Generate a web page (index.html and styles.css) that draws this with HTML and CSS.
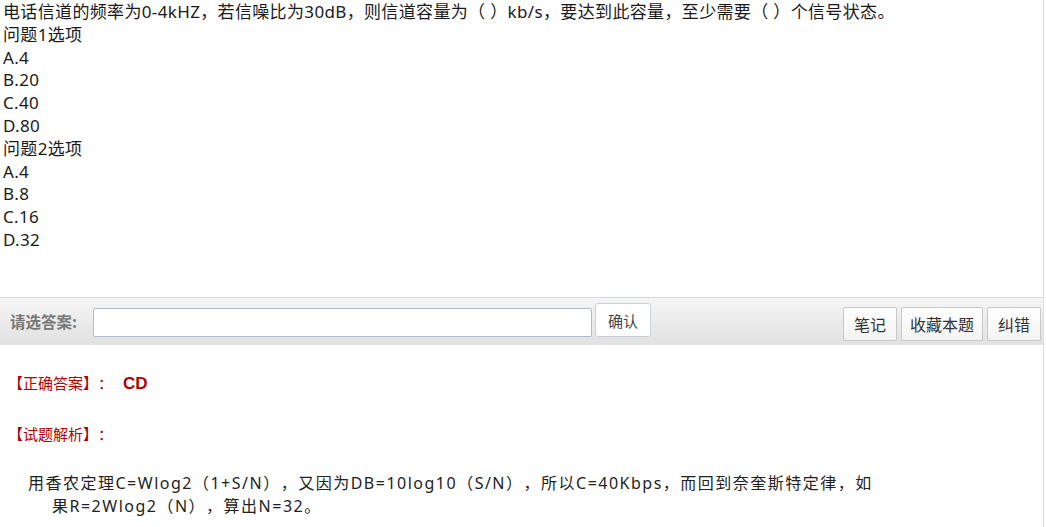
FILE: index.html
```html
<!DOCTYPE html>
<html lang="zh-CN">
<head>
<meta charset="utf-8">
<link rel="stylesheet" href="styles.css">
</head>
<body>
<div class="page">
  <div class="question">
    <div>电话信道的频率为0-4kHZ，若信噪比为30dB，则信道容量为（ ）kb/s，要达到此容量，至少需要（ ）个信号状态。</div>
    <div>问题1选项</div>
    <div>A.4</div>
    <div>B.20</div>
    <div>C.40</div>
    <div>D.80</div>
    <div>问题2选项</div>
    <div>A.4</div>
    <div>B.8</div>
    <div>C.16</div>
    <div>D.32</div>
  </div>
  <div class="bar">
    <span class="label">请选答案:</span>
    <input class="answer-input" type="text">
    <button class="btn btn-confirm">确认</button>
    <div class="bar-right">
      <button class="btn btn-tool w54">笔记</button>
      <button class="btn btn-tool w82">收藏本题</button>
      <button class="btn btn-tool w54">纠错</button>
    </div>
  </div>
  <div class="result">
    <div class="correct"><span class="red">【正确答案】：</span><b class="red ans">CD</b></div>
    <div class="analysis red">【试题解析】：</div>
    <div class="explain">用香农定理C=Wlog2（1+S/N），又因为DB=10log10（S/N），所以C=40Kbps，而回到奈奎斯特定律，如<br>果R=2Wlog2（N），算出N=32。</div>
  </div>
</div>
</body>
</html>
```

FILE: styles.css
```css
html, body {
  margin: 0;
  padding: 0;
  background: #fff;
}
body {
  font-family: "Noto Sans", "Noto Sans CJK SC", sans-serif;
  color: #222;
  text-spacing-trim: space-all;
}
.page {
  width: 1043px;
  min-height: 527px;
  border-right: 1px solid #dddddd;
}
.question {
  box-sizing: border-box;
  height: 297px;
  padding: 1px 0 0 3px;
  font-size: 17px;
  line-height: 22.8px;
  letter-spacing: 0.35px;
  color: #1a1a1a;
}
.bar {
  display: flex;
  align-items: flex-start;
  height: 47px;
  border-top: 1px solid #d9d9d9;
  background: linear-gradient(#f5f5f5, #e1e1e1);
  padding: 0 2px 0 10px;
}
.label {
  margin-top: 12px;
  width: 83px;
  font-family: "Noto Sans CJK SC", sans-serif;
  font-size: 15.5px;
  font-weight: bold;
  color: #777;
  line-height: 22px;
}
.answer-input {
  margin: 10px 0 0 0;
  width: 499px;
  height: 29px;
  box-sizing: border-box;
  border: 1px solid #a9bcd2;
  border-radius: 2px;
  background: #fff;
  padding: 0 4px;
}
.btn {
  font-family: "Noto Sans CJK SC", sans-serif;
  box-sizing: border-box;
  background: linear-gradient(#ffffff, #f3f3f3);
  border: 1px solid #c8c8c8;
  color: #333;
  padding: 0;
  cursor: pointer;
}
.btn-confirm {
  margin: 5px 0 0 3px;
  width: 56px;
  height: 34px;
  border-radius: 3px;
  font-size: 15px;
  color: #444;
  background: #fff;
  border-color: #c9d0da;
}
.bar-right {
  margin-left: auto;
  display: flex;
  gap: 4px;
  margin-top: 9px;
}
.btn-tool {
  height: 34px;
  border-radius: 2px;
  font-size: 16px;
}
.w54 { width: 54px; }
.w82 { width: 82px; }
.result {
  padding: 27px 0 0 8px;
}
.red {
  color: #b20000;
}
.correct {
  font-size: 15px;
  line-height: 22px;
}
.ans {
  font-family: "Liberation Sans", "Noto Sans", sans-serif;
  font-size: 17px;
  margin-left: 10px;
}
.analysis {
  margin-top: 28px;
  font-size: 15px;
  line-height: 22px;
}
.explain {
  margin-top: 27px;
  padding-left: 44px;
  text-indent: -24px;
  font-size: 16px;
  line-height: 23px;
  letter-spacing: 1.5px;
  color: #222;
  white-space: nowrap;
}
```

• **Exercise**:
Transcribe the whole listing exactly. Pictures are excluded.

• **Task result**:
Generate a web page (index.html and styles.css) that draws this with HTML and CSS.
FILE: index.html
```html
<!DOCTYPE html>
<html lang="zh-CN">
<head>
<meta charset="utf-8">
<link rel="stylesheet" href="styles.css">
</head>
<body>
<div class="page">
  <div class="question">
    <div>电话信道的频率为0-4kHZ，若信噪比为30dB，则信道容量为（ ）kb/s，要达到此容量，至少需要（ ）个信号状态。</div>
    <div>问题1选项</div>
    <div>A.4</div>
    <div>B.20</div>
    <div>C.40</div>
    <div>D.80</div>
    <div>问题2选项</div>
    <div>A.4</div>
    <div>B.8</div>
    <div>C.16</div>
    <div>D.32</div>
  </div>
  <div class="bar">
    <span class="label">请选答案:</span>
    <input class="answer-input" type="text">
    <button class="btn btn-confirm">确认</button>
    <div class="bar-right">
      <button class="btn btn-tool w54">笔记</button>
      <button class="btn btn-tool w82">收藏本题</button>
      <button class="btn btn-tool w54">纠错</button>
    </div>
  </div>
  <div class="result">
    <div class="correct"><span class="red">【正确答案】：</span><b class="red ans">CD</b></div>
    <div class="analysis red">【试题解析】：</div>
    <div class="explain">用香农定理C=Wlog2（1+S/N），又因为DB=10log10（S/N），所以C=40Kbps，而回到奈奎斯特定律，如<br>果R=2Wlog2（N），算出N=32。</div>
  </div>
</div>
</body>
</html>
```

FILE: styles.css
```css
html, body {
  margin: 0;
  padding: 0;
  background: #fff;
}
body {
  font-family: "Noto Sans", "Noto Sans CJK SC", sans-serif;
  color: #222;
  text-spacing-trim: space-all;
}
.page {
  width: 1043px;
  min-height: 527px;
  border-right: 1px solid #dddddd;
}
.question {
  box-sizing: border-box;
  height: 297px;
  padding: 1px 0 0 3px;
  font-size: 17px;
  line-height: 22.8px;
  letter-spacing: 0.35px;
  color: #1a1a1a;
}
.bar {
  display: flex;
  align-items: flex-start;
  height: 47px;
  border-top: 1px solid #d9d9d9;
  background: linear-gradient(#f5f5f5, #e1e1e1);
  padding: 0 2px 0 10px;
}
.label {
  margin-top: 12px;
  width: 83px;
  font-family: "Noto Sans CJK SC", sans-serif;
  font-size: 15.5px;
  font-weight: bold;
  color: #777;
  line-height: 22px;
}
.answer-input {
  margin: 10px 0 0 0;
  width: 499px;
  height: 29px;
  box-sizing: border-box;
  border: 1px solid #a9bcd2;
  border-radius: 2px;
  background: #fff;
  padding: 0 4px;
}
.btn {
  font-family: "Noto Sans CJK SC", sans-serif;
  box-sizing: border-box;
  background: linear-gradient(#ffffff, #f3f3f3);
  border: 1px solid #c8c8c8;
  color: #333;
  padding: 0;
  cursor: pointer;
}
.btn-confirm {
  margin: 5px 0 0 3px;
  width: 56px;
  height: 34px;
  border-radius: 3px;
  font-size: 15px;
  color: #444;
  background: #fff;
  border-color: #c9d0da;
}
.bar-right {
  margin-left: auto;
  display: flex;
  gap: 4px;
  margin-top: 9px;
}
.btn-tool {
  height: 34px;
  border-radius: 2px;
  font-size: 16px;
}
.w54 { width: 54px; }
.w82 { width: 82px; }
.result {
  padding: 27px 0 0 8px;
}
.red {
  color: #b20000;
}
.correct {
  font-size: 15px;
  line-height: 22px;
}
.ans {
  font-family: "Liberation Sans", "Noto Sans", sans-serif;
  font-size: 17px;
  margin-left: 10px;
}
.analysis {
  margin-top: 28px;
  font-size: 15px;
  line-height: 22px;
}
.explain {
  margin-top: 27px;
  padding-left: 44px;
  text-indent: -24px;
  font-size: 16px;
  line-height: 23px;
  letter-spacing: 1.5px;
  color: #222;
  white-space: nowrap;
}
```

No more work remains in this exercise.